In the first and largest phase of this year’s general election, voter turnout dipped by nearly four percentage points compared to 2019, according to data. M. Venkaiah Naidu from the BJP cautioned in an op-ed days after that voter apathy could “automatically allow others to dictate the course of their lives”.

All the migrant workers said it was neither feasible to drop everything and go home to vote, nor possible to change their voting constituency to their place of work since most of them hop from place to place doing temporary jobs. India’s election panel has been working on alternative voting mechanisms, including proxy voting, early voting at special centres and online voting.
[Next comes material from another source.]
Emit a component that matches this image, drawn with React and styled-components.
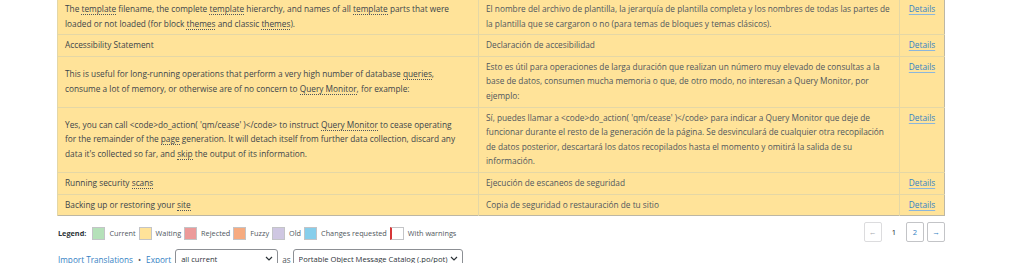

It has also considered remote polling stations that would mean migrant workers would not have to travel back to their home district to vote.

But these methods have not been implemented due to administrative, legal and technological challenges, including ensuring secrecy of voting.

The Election Commission of India did not respond to repeated requests for comment on voting solutions for migrant workers.

Most, barring two migrant workers, said they would not vote online or via smartphone apps even if given the choice, citing chances of manipulation.

“I cannot trust (technology). My thumb needs to push that button,” said Binita Ahirwar, a labourer at a Delhi-based cardboard box factory, referring to buttons on electronic voting machines (EVMs) used in India.

Ahirwar, 32, said she was not going to go to her home state of Madhya Pradesh to vote over job loss fears. But not everyone is choosing to sit it out. For Kaju Nath, a building labourer in Noida, voting is a responsibility, and to fulfil it he said he had informed his boss in advance about taking a week off to travel some 1,100 kms (684 miles) to Bihar. “I will lose about 10,000 rupees ... but at least I will vote for a better future. There are no industries, no factories, no jobs in my state, and I need to vote to change that,” he said as he clapped cement dust off his hands. “I have to do this for my children, so that by the time they grow up they can have jobs there. They should not have to do what I am doing.”